10yo daughter: You don’t need to tell me.
Something good is coming my way I can feel it. Nothing life changing, probably just a hotdog
God please let it be a hotdog
One day she says “Treat me like a princess,” the next she’s pissed that I married her off in exchange for an alliance with Spain. Women…
Our lovely neighbours politely mentioned our piano was very noisy. So we put it up for sale on the street what’s app group. Their other neighbours on the other side of their house have literally just bought it
The best way to refuse a credit card telemarketer is to tell them you’re unemployed. Guarantees them hanging up within seconds.
To the Canada goose standing on one leg I watched for six minutes to make sure you had two legs: you sure took your sweet time about it
hey don’t shoot me, i’m just the messenger! oh the letter says to shoot me? okay th-
Him: It’s been like 30 years, I think you should let it go.
Me: It could still happen.
Him:
Me: [to my John Taylor Duran Duran poster] He’s just jealous.
A horse, a penguin and a chimp walked into a bar and that’s when I realised I was drunk.
Taking the day off to brush up on conspiracy theories and really get this thanksgiving party started.
My mother doesn’t believe in expiration dates, she’s on day 3 of believing in food poisoning.
Stop naming your dogs Bella.
We are full.
[in a meeting]
ok a Dracula movie except he’s new in town and biting is illegal but he befriends the pastors daught-
“that’s just Footloose”
apparently this year was written by stephen king
if you wear a bikini top instead of a bra you can go out with wet hair & people will think you just went swimming which is athletic not lazy
Me: *excited as bird flies up to me* Aw a bird friend, hey little bird!
Bird: Sorry, I thought you were someone else.
*working out*
this is so much worse than i thought
waiter: would you like the bill?
me: no
[vet school]
ME: Welcome, students. Hope you brought textbooks because-
[spins cat on finger like basketball]
-I have no idea what I’m doing
Lois : Clark, are those binoculars?
Clark Kent : Yes, I can’t find my glasses.

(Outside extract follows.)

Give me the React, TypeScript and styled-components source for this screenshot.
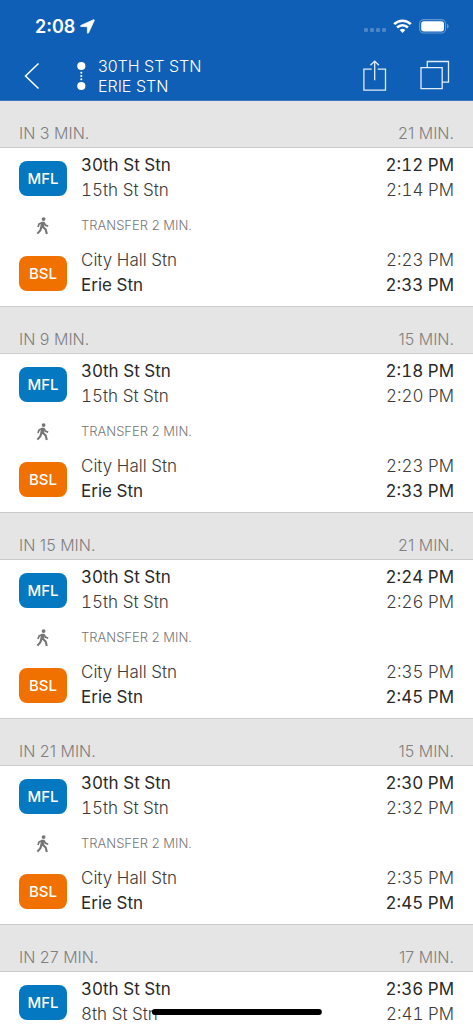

Lois : Put them down for a second.
Clark :
Lois :
Clark : No
In all seriousness I’ve had babies in my audience before and it is genuinely a nightmare. They don’t get any of your school material and they can’t give you a standing ovation. Pathetic.
You wanna know how to be a great aunt? Give nice or nephew a set of bagpipes for their Birthday. Their mother will love you for that.
-Me giving family advice
I could be a masseuse, or I could just be pulling your leg.
I’m my own family, I say as I plow through the family-size bag of barbecue chips.
Spy movies are unrealistic because no one could keep a secret for that long. The moment I got CIA clearance I would text my best friend like “ok so you can’t tell anyone this”
In a parallel universe, one sock goes in the washer/dryer and two come out.
A new study shows twitter is more addictive than crack.
A scientist who looks suspiciously like my wife said “better put down that phone.”
[First prison riot]
Me: *guarding my toilet wine*
Condoleeza Rice’s less successful sister is Apartmentleeza Rice.
We’re all lucky we didnt grow up in medieval times because most court jesters were murdered.